La famille protège également les veuves particulièrement exposées dans le Moyen-Orient ancien. Lorsqu’elles n’ont pas d’enfant, leur condition est particulièrement précaire. Elles vivent d’aumônes (156 Cf. 1 R 17,12, note f de la TOB, p. 678. La veuve de Sarepta a un fils, mais celui-ci ne semble pas en âge de procurer des ressources à sa mère.) et du droit de glanage des produits champêtres (Dt 24,1920). La loi du lévirat dans le Deutéronome prévoit que si une femme devient veuve, le frère du défunt l’épousera : « Si des frères habitent ensemble et que l’un d’eux meure sans avoir de fils, la femme du défunt n’appartiendra pas à un étranger, en dehors de la famille ; son beau-frère ira vers elle, la prendra pour femme et fera à son égard son devoir de beau-frère » (Dt 25,5 : on connaît bien l’usage pernicieux de cette règle que font les Sadducéens de l’Évangile pour tendre un piège à Jésus.).


Les orphelins n’ont pas les moyens de se défendre eux-mêmes ; ils sont privés de la protection de leurs parents.

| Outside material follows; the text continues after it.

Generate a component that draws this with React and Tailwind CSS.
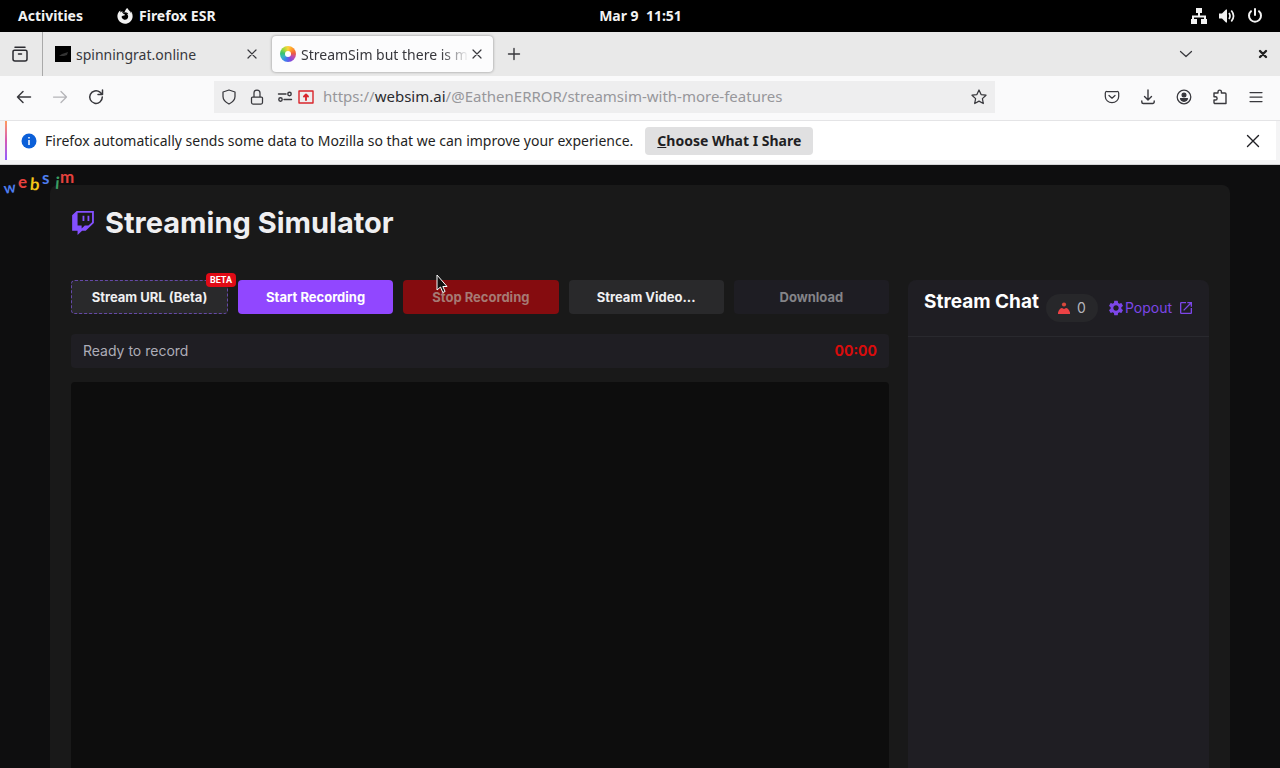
import { FaTwitch, FaFirefoxBrowser } from "react-icons/fa";
import { MdSettings, MdOpenInNew } from "react-icons/md";

const stroke = {
  fill: "none",
  stroke: "currentColor",
  strokeLinecap: "round",
  strokeLinejoin: "round",
  "aria-hidden": true,
};

function Icon({ children, className = "size-4", width = 1.25 }) {
  return (
    <svg viewBox="0 0 16 16" className={className} strokeWidth={width} {...stroke}>
      {children}
    </svg>
  );
}

function SystemBar() {
  return (
    <header className="grid h-8 shrink-0 grid-cols-[1fr_auto_1fr] items-center bg-black pl-[18px] pr-[17px] text-sm font-bold text-[#f2f2f2]">
      <div className="flex items-center gap-[34px]">
        <button>Activities</button>
        <button className="flex items-center gap-[6px]">
          <FaFirefoxBrowser className="size-4" />
          Firefox ESR
        </button>
      </div>
      <button className="whitespace-pre">Mar 9  11:51</button>
      <div className="flex items-center justify-end gap-3">
        <svg viewBox="0 0 16 16" className="size-4" fill="currentColor" aria-hidden="true">
          <path d="M5 0h6v5H9v2.500h6V11h1v5h-6v-5h3V9.500H3V11h3v5H0v-5h1V7.500h6V5H5z" />
        </svg>
        <svg viewBox="0 0 16 16" className="size-4" fill="currentColor" aria-hidden="true">
          <path d="M0 5.500h3L7 1.500h1v13H7l-4-4H0z" />
          <path d="M10 5q2 3 0 6M12.300 2.500q4.500 5.500 0 11" fill="none" stroke="currentColor" strokeWidth="1.700" />
        </svg>
        <svg viewBox="0 0 16 16" className="size-4" fill="none" stroke="currentColor" strokeWidth="2" strokeLinecap="round" aria-hidden="true">
          <path d="M4 3.200a6 6 0 1 0 8 0M8 1v6" />
        </svg>
      </div>
    </header>
  );
}

function TabStrip() {
  return (
    <div className="flex h-11 shrink-0 items-center bg-[#e9e9e9] text-sm text-[#38383d]">
      <button aria-label="Recent browsing" className="flex h-full w-[43px] items-center border-r border-[#a9a9a9] pl-3 text-[#2b2b30]">
        <Icon width={1.5}>
          <path d="M3 1.200h10M2.500 4.200h11A1.500 1.500 0 0 1 15 5.700V13a2 2 0 0 1-2 2H3a2 2 0 0 1-2-2V5.700A1.500 1.500 0 0 1 2.500 4.200zM6.500 8h3" />
        </Icon>
      </button>
      <div className="flex h-9 w-[225px] items-center pl-3 pr-2">
        <svg viewBox="0 0 16 16" className="size-4" aria-hidden="true">
          <path d="M0 0h16v16H0z" fill="#000" />
          <path d="M4 10l3-2 6-2-1 3-3 1z" fill="#333" />
        </svg>
        <span className="flex-1 pl-[5px] pt-px">spinningrat.online</span>
        <button aria-label="Close tab">
          <Icon width={1.200}><path d="M4 4l8 8M12 4l-8 8" /></Icon>
        </button>
      </div>
      <div className="ml-1 flex h-9 w-[221px] items-center rounded bg-[#fcfcfd] pl-2 pr-2 shadow-[0_0_3px_rgba(0,0,0,0.4)]">
        <span className="flex size-4 shrink-0 items-center justify-center rounded-full bg-[conic-gradient(#ffd23b,#ff9a2b,#f0603b,#c04bb0,#7a4be0,#3f7bf0,#39b4c4,#39c46b,#a6d83a,#ffd23b)]">
          <span className="size-[6px] rounded-full bg-white" />
        </span>
        <span className="ml-[5px] w-[166px] overflow-hidden whitespace-nowrap pt-px [mask-image:linear-gradient(to_right,black_140px,transparent_168px)]">
          StreamSim but there is more
        </span>
        <button aria-label="Close tab" className="ml-auto">
          <Icon width={1.200}><path d="M4 4l8 8M12 4l-8 8" /></Icon>
        </button>
      </div>
      <button aria-label="New tab" className="ml-[13px]">
        <Icon width={1.400}><path d="M8 2.500v11M2.500 8h11" /></Icon>
      </button>
      <button aria-label="List all tabs" className="ml-auto mr-[61px]">
        <Icon><path d="M2.500 5.500L8 10.500l5.500-5" /></Icon>
      </button>
      <button aria-label="Close window" className="mr-[9px] text-[#222]">
        <Icon width={2.4}><path d="M5 5l6 6M11 5l-6 6" /></Icon>
      </button>
    </div>
  );
}

function NavBar() {
  return (
    <nav className="flex h-[45px] shrink-0 items-center border-b border-[#e4e4e6] bg-[#fafafb] px-4 pb-[3px] text-sm text-[#38383d]">
      <div className="flex items-center gap-5">
        <button aria-label="Back"><Icon width={1.5}><path d="M14.500 8h-13M7 2.500L1.500 8 7 13.500" /></Icon></button>
        <button aria-label="Forward" className="text-[#b4b4b8]"><Icon><path d="M1.500 8h13M9 2.500L14.500 8 9 13.500" /></Icon></button>
        <button aria-label="Reload"><Icon width={1.5}><path d="M14.300 8A6.300 6.300 0 1 1 12 3.200L14 5M14.500 1v4.500H10" /></Icon></button>
      </div>
      <div className="ml-[110px] flex h-8 w-[781px] items-center bg-[#eeeeef] pl-[7px] pr-2">
        <Icon><path d="M8 1l6 2v4.500c0 3.500-3 6-6 7.500-3-1.500-6-4-6-7.500V3z" /></Icon>
        <Icon className="ml-3 size-4"><path d="M3.500 8h9a1 1 0 0 1 1 1v4.500a1.500 1.500 0 0 1-1.500 1.500H4a1.500 1.500 0 0 1-1.500-1.500V9a1 1 0 0 1 1-1zM5 8V4a3 3 0 0 1 6 0v4" /></Icon>
        <Icon className="ml-3 size-4" width={1.400}><path d="M1.500 5h7.500M7 10.500h7.500" /><circle cx="12.500" cy="5" r="1.700" /><circle cx="3.500" cy="10.500" r="1.700" /></Icon>
        <svg viewBox="0 0 16 14" className="ml-[5px] h-[14px] w-4 text-[#d9262c]" {...stroke} strokeWidth="1.400">
          <path d="M1 1h14v12H1z" />
          <path d="M8 10v-5M6 6.500L8 4.500l2 2" strokeWidth="1.900" />
        </svg>
        <div className="relative ml-[9px] flex-1 whitespace-nowrap text-[15px] text-[#97979b]">
          <input aria-label="Address" className="absolute inset-0 w-full bg-transparent outline-none" />
          https://<span className="text-[#2b2b30]">websim.ai</span>/@EathenERROR/streamsim-with-more-features
        </div>
        <button aria-label="Bookmark this page">
          <Icon><path d="M8 1l2.100 4.600 4.900.600-3.600 3.400.9 4.900L8 12.100l-4.300 2.400.9-4.900L1 6.200l4.900-.6z" /></Icon>
        </button>
      </div>
      <div className="ml-auto flex items-center gap-5">
        <button aria-label="Save to Pocket"><Icon><path d="M3 2.500h10A1.700 1.700 0 0 1 14.700 4v3.500a6.700 6.200 0 0 1-13.400 0V4A1.700 1.700 0 0 1 3 2.500zM5 6.500l3 2.700 3-2.700" /></Icon></button>
        <button aria-label="Downloads"><Icon width={1.400}><path d="M8 1v9.500M4.500 7.500L8 11l3.500-3.500M1.800 12v1A1.500 1.500 0 0 0 3.300 14.500h9.400a1.500 1.500 0 0 0 1.500-1.500v-1" /></Icon></button>
        <button aria-label="Account"><Icon><circle cx="8" cy="8" r="6.800" /><circle cx="8" cy="6" r="1.900" fill="currentColor" /><path d="M4.500 9.700h7c-.5 1.800-1.800 2.600-3.500 2.600s-3-.8-3.500-2.600z" fill="currentColor" /></Icon></button>
        <button aria-label="Extensions"><Icon width={1.400}><path d="M6 4V2.800a1.700 1.700 0 0 1 3.400 0V4H13a1 1 0 0 1 1 1v9.500H3a1 1 0 0 1-1-1V11h1.500a1.600 1.600 0 0 0 0-3.200H2V4z" /></Icon></button>
        <button aria-label="Menu"><Icon><path d="M2 3.500h12M2 8h12M2 12.500h12" /></Icon></button>
      </div>
    </nav>
  );
}

function Notice() {
  return (
    <div className="h-11 shrink-0 border-b border-[#d4d4d6] bg-[#f4f4f5] pb-1 pl-[5px] pr-1 text-sm text-[#1f1f24]">
      <div className="flex h-full items-center bg-white">
        <span className="h-full w-[2px] bg-linear-to-b from-[#ff9a56] via-[#d557b4] to-[#9059ff]" />
        <svg viewBox="0 0 16 16" className="ml-[14px] size-4" aria-hidden="true">
          <circle cx="8" cy="8" r="7.500" fill="#0b5fd8" />
          <path d="M8 7v5M8 4v1.500" stroke="#fff" strokeWidth="1.500" />
        </svg>
        <p className="ml-2">Firefox automatically sends some data to Mozilla so that we can improve your experience.</p>
        <button className="ml-3 h-7 rounded-sm bg-[#e0e0e1] px-3 font-bold"><span className="underline">C</span>hoose What I Share</button>
        <button aria-label="Dismiss" className="ml-auto mr-[15px]">
          <Icon width={1.400}><path d="M2.500 2.500l11 11M13.500 2.500l-11 11" /></Icon>
        </button>
      </div>
    </div>
  );
}

function WebsimBadge() {
  return (
    <svg viewBox="0 0 80 32" className="absolute left-0 top-0 h-8 w-20 font-['Lato',sans-serif] text-[17px] font-bold" role="img" aria-label="websim">
      <text x="4" y="28" fill="#4d7df0" fontSize="15" transform="rotate(-8 10 24)">w</text>
      <text x="18" y="23" fill="#e5413d">e</text>
      <text x="30" y="25" fill="#f5c518" transform="rotate(5 34 20)">b</text>
      <text x="42" y="19" fill="#4d7df0">s</text>
      <text x="55" y="24" fill="#3a9d63" transform="rotate(5 57 20)">i</text>
      <text x="60" y="18" fill="#e5413d">m</text>
    </svg>
  );
}

const actionBase = "h-[34px] rounded pt-[2px] text-[13px] font-bold";

function Simulator() {
  return (
    <main className="relative flex-1 overflow-hidden bg-[#0e0e0f] px-[50px] pt-5 font-['Inter',sans-serif] text-[#efeff1]">
      <WebsimBadge />
      <section className="rounded-lg bg-[#191919] px-[21px] pb-5 pt-[18px]">
        <h1 className="flex h-10 items-center gap-[10px] text-[29px] font-bold">
          <FaTwitch className="size-6 text-[#8450ff]" />
          Streaming Simulator
        </h1>
        <div className="mt-[37px] grid grid-cols-[1fr_301px] gap-[19px]">
          <div>
            <div className="grid grid-cols-[minmax(157px,1fr)_repeat(4,minmax(0,1fr))] gap-[10px]">
              <div className="relative">
                <button className={`${actionBase} w-full border border-dashed border-[#6549a8] bg-[#29292b]`}>Stream URL (Beta)</button>
                <span className="absolute -right-2 -top-[7px] rounded bg-[#e00b16] px-1 font-['Roboto',sans-serif] text-[9px] font-bold leading-[14px] text-white">BETA</span>
              </div>
              <button className={`${actionBase} bg-[#9147ff] text-white`}>Start Recording</button>
              <button disabled className={`${actionBase} bg-[#850c0f] text-[#a67a74]`}>Stop Recording</button>
              <button className={`${actionBase} bg-[#29292b]`}>Stream Video...</button>
              <button disabled className={`${actionBase} bg-[#1e1d23] text-[#848488]`}>Download</button>
            </div>
            <div className="mt-5 flex h-[34px] items-center justify-between rounded bg-[#1f1e23] px-3 text-sm text-[#adadb8]">
              <span>Ready to record</span>
              <time className="font-bold text-[#d90c0c]">00:00</time>
            </div>
            <div className="mt-[14px] h-[600px] rounded bg-[#0d0d0d]" />
          </div>
          <aside className="rounded-lg bg-[#1f1e23]">
            <div className="flex h-[57px] items-center border-b border-[#29292e] pl-4 pr-[15px]">
              <h2 className="self-start pt-2 text-[19px] font-bold text-white">Stream Chat</h2>
              <div className="ml-[7px] flex h-7 items-center gap-[7px] rounded-full bg-[#27272a] px-3 text-sm text-[#b5b5bd]">
                <svg viewBox="0 0 12 12" className="size-3" fill="#ed4245" aria-hidden="true">
                  <circle cx="6" cy="2.500" r="2.100" fill="#d8483c" />
                  <path d="M0 12V10.500Q1.500 6 4 6l2 1 2-1q2.500 0 4 4.500V12z" />
                </svg>
                0
              </div>
              <button aria-label="Chat settings" className="ml-auto text-[#7c46e8]"><MdSettings className="size-[18px]" /></button>
              <a href="#popout" className="flex items-center gap-[6px] text-sm text-[#7c46e8]">Popout <MdOpenInNew className="size-4" /></a>
            </div>
          </aside>
        </div>
      </section>
    </main>
  );
}

export default function App() {
  return (
    <div className="relative flex h-screen flex-col overflow-hidden font-['Noto_Sans',sans-serif]">
      <SystemBar />
      <TabStrip />
      <NavBar />
      <Notice />
      <Simulator />
      <svg viewBox="0 0 12 20" className="absolute left-[436px] top-[274px] h-5 w-3" aria-hidden="true">
        <path d="M1 1v15l3.500-3 2.300 5.500 2.300-1-2.300-5H11z" fill="#111" stroke="#fff" strokeWidth="1" />
      </svg>
    </div>
  );
}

En cas de défaillance, c’est le chef du clan qui doit remplir ce rôle comme le rappelle aussi Isaïe (Isaïe déplore leur égoïsme et leur vénalité. Cf. Is 1,23). Il y a là une forme d’imitation de Dieu, le go’el (défenseur).

 

À plusieurs reprises, et de manière prophétique, Dieu est appelé le go’el du pauvre : « Ne déplace pas la borne antique, dans le champ des orphelins n’entre pas, car leur vengeur (go’el) est puissant, c’est lui qui épousera, contre toi, leur querelle » (Pr 23,1011.). Les pauvres sont vulnérables parce qu’ils n’ont pas de protecteur puissant ; entrer dans le champ des orphelins signifie en prendre possession. C’est négliger l’invitation de Dieu à respecter le droit des faibles (cf. Dt 24,17 ; 27,19). L’orphelin, comme la veuve (cf. Pr 15,25), sont des archétypes de pauvres et de défavorisés, dont l’ultime avocat est Dieu (Cf. Dt 10,17-18 : Le Seigneur est « le Dieu grand, puissant et redoutable (…) qui rend justice à l’orphelin et à la veuve. » Cf. R. Van Leeuwen, “The Book of Proverbs” in NIB, T. V (Nashville 1997), p. 205.). Celui-ci se fait le proche parent de ceux qui sont privés de protection et risquent de tomber dans la misère, la violence ou le crime.